Soy un convencido de que uno de los problemas estructurales más graves de nuestro país es la falta de confianza interpersonal.
Basta visitar países donde ocurre lo inverso, como Estados Unidos o Alemania, para observar que los alquileres de corta duración se cierran sin necesidad de inventarios, los productos en los supermercados se cambian sin necesidad de marcarlos en la puerta, la ropa en las tiendas se puede devolver a los pocos días sin asumir que ya la usaste, los autos se ceden el paso entre sí sin asumir que te quieren atrasar, etc.
No tenemos nada de esto en el Perú. Según la data de World Values Survey (2000-2020), nuestro país aparece último en la tabla global al ser una sociedad en la que no se confía ni en los amigos ni en los extraños.
Pero hay un tipo de confianza que sí nos queda. La llaman técnicamente “grado de inversión”, pero en sencillo significa cuánto pueden confiar los inversionistas en que vayamos a pagar nuestras deudas.
La semana pasada, una de las calificadoras de riesgo, Standard & Poor’s, rebajó la calificación crediticia de nuestro país a BBB-, solo un nivel por encima del “jalado”; aunque otra, Fitch Ratings, nos mantuvo la nota pero observando que la perspectiva es negativa.
Ambas coinciden en que la principal debilidad de nuestra economía es la política. No hay cuerdas separadas. En particular, se resalta la existencia de un Congreso fragmentado al lado de un Ejecutivo con un limitado capital político para hacerle frente.
Una opinión que se refuerza cuando los inversionistas observan que, a pesar de que el Ministerio de Economía y Finanzas se opone al nuevo retiro de fondos de las AFP, decide no observar la norma para no confrontar con el Congreso.
La buena noticia es que aún tenemos grado de inversión y esto reduce el costo de que el país y las empresas peruanas se financien. La mala es que estamos camino a perderla, a menos que “condiciones políticas estables respalden la ejecución eficaz de las políticas que impulsen la inversión y las expectativas de crecimiento económico” y se observe “una trayectoria de la deuda moderadamente estable” (S&P, 2024).
El ministro de Economía, además de cuidar la deuda fiscal y el gasto público, debería estar transmitiendo confianza. A nivel retórico, lo está haciendo. Asiste a foros en los que afirma, por ejemplo, que no van a promover cambios tributarios porque generan mucha incertidumbre.
Pero en la práctica, trasciende que van a pedir facultades al Congreso para gravar con IGV los servicios de proveedores no domiciliados de la economía digital, como Netflix y Spotify, “perfeccionar” la ley del IGV para incorporar otros bienes y servicios en su ámbito, varios cambios en el régimen de renta, etc.
Ningún cambio es descabellado en sí mismo, aunque no va a recaudar demasiado y el momento recesivo no es apropiado.
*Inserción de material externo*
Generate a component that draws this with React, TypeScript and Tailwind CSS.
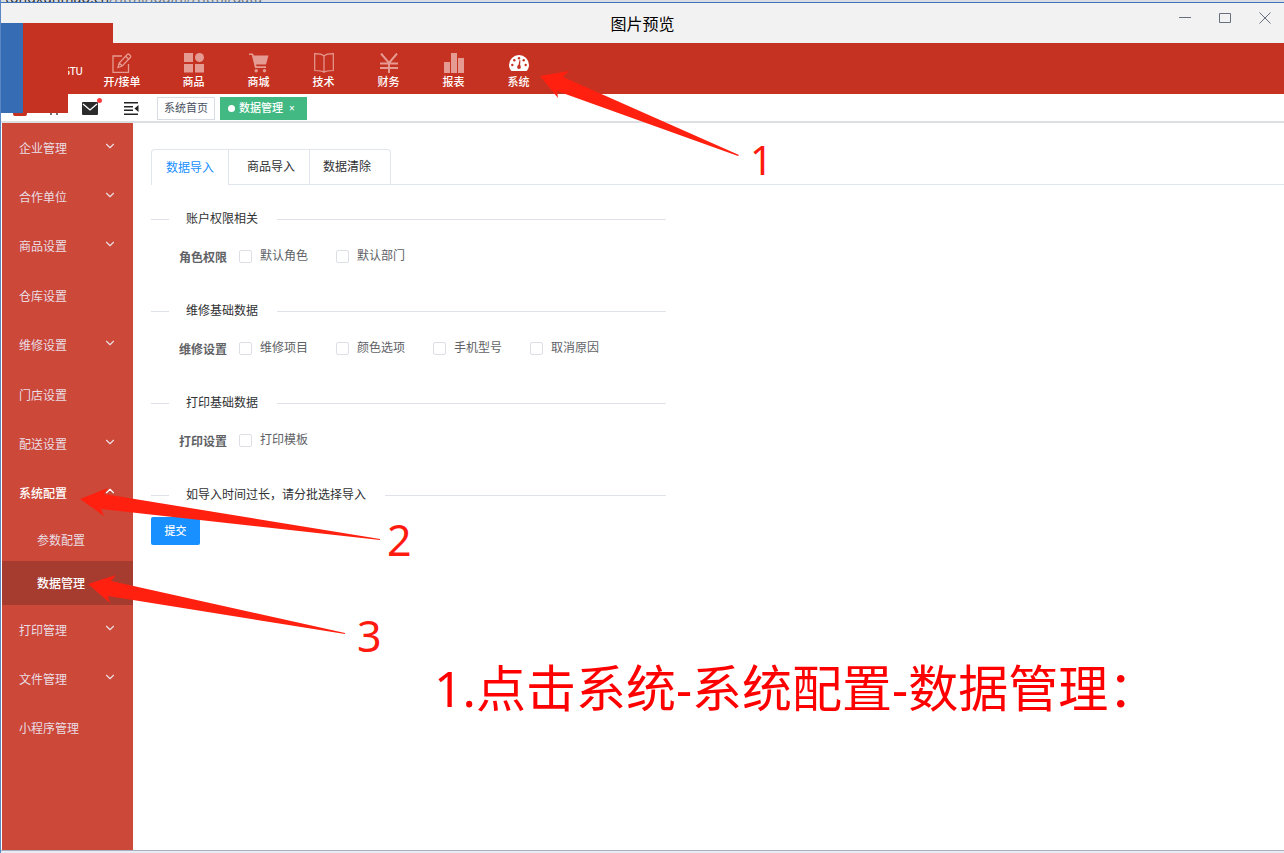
import { ReactNode } from "react";
import { ChevronDown, ChevronUp } from "lucide-react";

const navItems: { label: string; icon: ReactNode; wide?: boolean; active?: boolean }[] = [
  {
    label: "开/接单",
    wide: true,
    icon: (
      <svg viewBox="0 0 20 20" className="size-5" fill="none" stroke="currentColor" strokeWidth="1.3">
        <path d="M10 3H1v16.300h15.500V11" />
        <path d="M6 14.500l1.200-4.500L15.500 1.300c1-1 4 1.700 3 2.900L10.200 13zM13.700 3.200l3 3M7.200 10l3 3" />
      </svg>
    ),
  },
  {
    label: "商品",
    icon: (
      <svg viewBox="0 0 20 20" className="size-5" fill="currentColor">
        <path d="M0 0h9v9H0zM0 11h9v8.500H0zM11 11h9v8.500h-9z" />
        <circle cx="15.500" cy="4.500" r="4.500" />
      </svg>
    ),
  },
  {
    label: "商城",
    icon: (
      <svg viewBox="0 0 20 20" className="size-5" fill="currentColor">
        <path d="M0 .5h4l.8 2H19.500l-2.500 9H7l.6 1.800H17V15H6L2.800 2H0z" />
        <circle cx="7.200" cy="17.700" r="1.700" />
        <circle cx="15.500" cy="17.700" r="1.700" />
      </svg>
    ),
  },
  {
    label: "技术",
    icon: (
      <svg viewBox="0 0 20 20" className="size-5" fill="none" stroke="currentColor" strokeWidth="1.200">
        <path d="M10 3C8 1 6 .7.700.7V17.500C6 17.500 8 17.500 10 19.300C12 17.500 14 17.500 19.300 17.500V.7C14 .7 12 1 10 3zV19" />
      </svg>
    ),
  },
  {
    label: "财务",
    icon: (
      <svg viewBox="0 0 20 20" className="size-5" fill="none" stroke="currentColor" strokeWidth="2">
        <path d="M2 .5L10 10L18 .5M10 10V20M1 10.500h18M1 15h18" />
      </svg>
    ),
  },
  {
    label: "报表",
    icon: (
      <svg viewBox="0 0 20 20" className="size-5" fill="currentColor">
        <path d="M0 9h6v11H0zM7 0h6v20H7zM14 5h6v15h-6z" />
      </svg>
    ),
  },
  {
    label: "系统",
    active: true,
    icon: (
      <svg viewBox="0 0 20 20" className="size-5" fill="currentColor">
        <path d="M2.300 18C.8 16 0 14 0 12a10 10 0 0 1 20 0c0 2-.8 4-2.300 6z" />
        <g fill="#c53221">
          <circle cx="3.300" cy="12" r="1.200" />
          <circle cx="5.300" cy="7.300" r="1.200" />
          <circle cx="10" cy="5.200" r="1.200" />
          <circle cx="14.700" cy="7.300" r="1.200" />
          <circle cx="16.700" cy="12" r="1.200" />
          <circle cx="10" cy="14" r="1.900" />
          <path d="M9.200 13l1.300-6 .9.300-.3 6z" />
        </g>
      </svg>
    ),
  },
];

const upperMenu = [
  { label: "企业管理", group: true },
  { label: "合作单位", group: true },
  { label: "商品设置", group: true },
  { label: "仓库设置", group: false },
  { label: "维修设置", group: true },
  { label: "门店设置", group: false },
  { label: "配送设置", group: true },
  { label: "系统配置", group: true, open: true },
];

const lowerMenu = [
  { label: "打印管理", group: true },
  { label: "文件管理", group: true },
  { label: "小程序管理", group: false },
];

const sections = [
  { title: "账户权限相关", label: "角色权限", options: ["默认角色", "默认部门"] },
  { title: "维修基础数据", label: "维修设置", options: ["维修项目", "颜色选项", "手机型号", "取消原因"] },
  { title: "打印基础数据", label: "打印设置", options: ["打印模板"] },
];

function MenuItem({ label, group, open }: { label: string; group: boolean; open?: boolean }) {
  const Chevron = open ? ChevronUp : ChevronDown;
  return (
    <button
      className={`flex flex-1 items-center justify-between pt-0.5 pr-4 pl-[17px] text-xs ${open ? "font-medium text-white" : "text-[#eadde3]"}`}
    >
      <span>{label}</span>
      {group && <Chevron className="mb-1.5 size-3.5" strokeWidth={2} />}
    </button>
  );
}

function Divider({ title }: { title: string }) {
  return (
    <div className="flex h-5 items-center text-[#303133]">
      <span className="h-px w-[18px] bg-[#dfe2ea]" />
      <h2 className="pr-[19px] pl-[17px] text-xs">{title}</h2>
      <span className="h-px flex-1 bg-[#dfe2ea]" />
    </div>
  );
}

export default function App() {
  return (
    <div className="relative flex min-h-screen flex-col overflow-hidden border-l border-[#5b86c4] bg-white font-['Noto_Sans','Noto_Sans_CJK_SC',sans-serif] text-[#303133]">
      <div className="flex h-[3px] items-end overflow-hidden border-b border-[#3d74bb] bg-[#d9dde3] pl-1 text-sm leading-[9px] text-[#777]">
        <span>
          <span className="text-[#333]">tongxunmao.cn</span>/html/login#/html/data
        </span>
      </div>

      <header className="grid h-10 grid-cols-[1fr_auto_1fr] items-center bg-[#f2f2f2] text-black">
        <span />
        <h1 className="font-['Noto_Sans_CJK_SC',sans-serif] text-base">图片预览</h1>
        <div className="mb-2.5 flex items-center justify-end gap-7 pr-[13px] text-[#66707f]">
          <button aria-label="最小化">
            <svg viewBox="0 0 12 12" className="size-3" stroke="currentColor" fill="none"><path d="M0 5.500h12" /></svg>
          </button>
          <button aria-label="最大化">
            <svg viewBox="0 0 12 12" className="size-3" stroke="currentColor" fill="none"><path d="M.5 1.500h11v9H.5z" /></svg>
          </button>
          <button aria-label="关闭">
            <svg viewBox="0 0 12 12" className="size-3" stroke="currentColor" fill="none"><path d="M.5.500l11 11M11.500.500l-11 11" /></svg>
          </button>
        </div>
      </header>

      <nav className="flex h-[51px] bg-[#c53221] text-white">
        <span className="w-[82px] pt-[22px] text-right text-[10px] leading-3 font-medium">STU</span>
        {navItems.map((item) => (
          <button
            key={item.label}
            className={`flex flex-col items-center pt-2.5 ${item.wide ? "w-[78px]" : "w-[65px]"}`}
          >
            <span className={item.active ? "text-white" : "text-[#e59a92]"}>{item.icon}</span>
            <span className="text-[11px] leading-[18px] font-medium">{item.label}</span>
          </button>
        ))}
      </nav>

      <div className="relative z-10 flex h-[29px] items-center border-b-2 border-[#dcdfe4] bg-white pt-0.5 pl-3">
        <button aria-label="应用">
          <svg viewBox="0 0 14 14" className="size-3.5" fill="#c53221"><rect width="14" height="14" rx="2" /></svg>
        </button>
        <button aria-label="首页" className="ml-[21px]">
          <svg viewBox="0 0 12 12" className="size-3" fill="none" stroke="#444" strokeWidth="1.500">
            <path d="M3 12V5l3-3 3 3v7" />
          </svg>
        </button>
        <button aria-label="消息" className="relative ml-[22px]">
          <svg viewBox="0 0 16 13" className="h-[13px] w-4">
            <rect width="16" height="13" rx="1" fill="#2b2b2b" />
            <path d="M1 2l7 6 7-6" fill="none" stroke="#fff" strokeWidth="1.300" />
          </svg>
          <span className="absolute -top-1 -right-1 size-[5px] rounded-full bg-[#ff3b3b]" />
        </button>
        <button aria-label="收起菜单" className="ml-[26px]">
          <svg viewBox="0 0 15 13" className="h-[13px] w-[15px]" fill="#222">
            <path d="M0 0h14v1.500H0zM0 4h9v1.500H0zM0 7.500h9V9H0zM0 11.500h14V13H0zM14.500 3v7L10.500 6.500z" />
          </svg>
        </button>
        <a href="#home" className="ml-[18px] flex h-[23px] w-[58px] items-center justify-center border border-[#d8dce5] text-[11px] text-[#495060]">
          系统首页
        </a>
        <a href="#data" className="ml-[5px] flex h-[23px] w-[87px] items-center gap-1 bg-[#42b983] pl-2 text-[11px] font-medium text-white">
          <span className="size-[7px] rounded-full bg-white" />
          <span>数据管理</span>
          <span className="ml-0.5 text-[10px]">×</span>
        </a>
      </div>

      <div className="flex flex-1">
        <aside className="ml-px flex w-[131px] flex-col bg-[#cc4839]">
          <div className="flex h-[395px] flex-col">
            {upperMenu.map((item) => (
              <MenuItem key={item.label} {...item} />
            ))}
          </div>
          <button className="h-[43px] pt-0.5 pl-[35px] text-left text-xs text-[#eadde3]">参数配置</button>
          <button className="h-11 bg-[#a63c30] pt-0.5 pl-[35px] text-left text-xs font-medium text-white">数据管理</button>
          <div className="flex h-[148px] flex-col">
            {lowerMenu.map((item) => (
              <MenuItem key={item.label} {...item} />
            ))}
          </div>
        </aside>

        <main className="flex-1 pt-[26px] pl-[18px]">
          <div role="tablist" className="flex h-9 border-b border-[#e1e6ee] text-xs">
            <button role="tab" aria-selected="true" className="-mb-px w-[77px] rounded-tl border-t border-l border-[#e1e6ee] bg-white text-[#1890ff]">
              数据导入
            </button>
            <button role="tab" aria-selected="false" className="w-[81px] border-t border-l border-[#e1e6ee] pl-1">
              商品导入
            </button>
            <button role="tab" aria-selected="false" className="w-[82px] rounded-tr border-x border-t border-[#e1e6ee] pr-1.5">
              数据清除
            </button>
          </div>

          <form className="w-[515px] pt-6" onSubmit={(e) => e.preventDefault()}>
            {sections.map((section) => (
              <fieldset key={section.title} className="h-[92px]">
                <Divider title={section.title} />
                <div className="flex items-start pt-[17px] pl-7 text-xs leading-5 text-[#606266]">
                  <span className="mt-0.5 w-[60px] font-bold">{section.label}</span>
                  {section.options.map((option) => (
                    <label key={option} className="flex w-[97px] items-center gap-2">
                      <input
                        type="checkbox"
                        className="size-[13px] appearance-none rounded-xs border border-[#dcdfe6] bg-white checked:bg-[#1890ff]"
                      />
                      {option}
                    </label>
                  ))}
                </div>
              </fieldset>
            ))}
            <Divider title="如导入时间过长，请分批选择导入" />
            <button type="submit" className="mt-3 h-7 w-[49px] rounded-xs bg-[#1890ff] text-[11px] font-medium text-white">
              提交
            </button>
          </form>
        </main>
      </div>

      <footer className="h-[3px] border-t border-[#a9b0bf] bg-[#e9ecf3]" />

      <div className="pointer-events-none absolute top-[23px] left-0 z-20 h-[90px] w-[22px] bg-[#366cb3]" />
      <div className="pointer-events-none absolute top-[23px] left-[22px] z-20 h-5 w-[90px] bg-[#c53221]" />
      <div className="pointer-events-none absolute top-[43px] left-[22px] z-20 h-[70px] w-[45px] bg-[#c53221]" />

      <svg className="pointer-events-none absolute top-0 -left-px z-30 h-[853px] w-[1284px]" viewBox="0 0 1284 853" fill="#ff2010">
        <path d="M540 76L569 71L563 77L739 155L738 156L557 91L558 98Z" />
        <path d="M80 499L108 488L104 494L380 539L380 540L101 509L104 516Z" />
        <path d="M88 584L116 575L111 581L345 633L345 634L108 596L110 603Z" />
      </svg>
      <div className="pointer-events-none absolute inset-0 z-30 leading-none text-[#ff1a10]">
        <span className="absolute top-[140px] left-[749px] text-[40px]">1</span>
        <span className="absolute top-[518px] left-[386px] text-[43px]">2</span>
        <span className="absolute top-[614px] left-[356px] text-[43px]">3</span>
        <p className="absolute top-[663px] left-[433px] text-[50px] whitespace-nowrap text-[#ff0000]">1.点击系统-系统配置-数据管理：</p>
      </div>
    </div>
  );
}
Tal como ocurrió en México y Chile, el 18% se trasladará a los consumidores. Además, la OCDE viene trabajando en un sistema fiscal internacional para gravar la economía digital, y ha pedido esperar hasta finales del 2024 o 2025, porque si ya hay marcos vigentes será más difícil adoptarlo.
El problema no es la creación de impuestos, sino la confianza. Si uno afirma que no habrá cambios a nivel tributario, y que va a cuidar el gasto público, luego no puede proponer la creación de impuestos o suscribir transferencias extraordinarias al Gobierno Regional de Ayacucho por S/182,3 millones. Ni qué decir del tercer salvataje a Petro-Perú por casi S/3.000 millones.
No perdamos el único tipo de confianza que nos queda.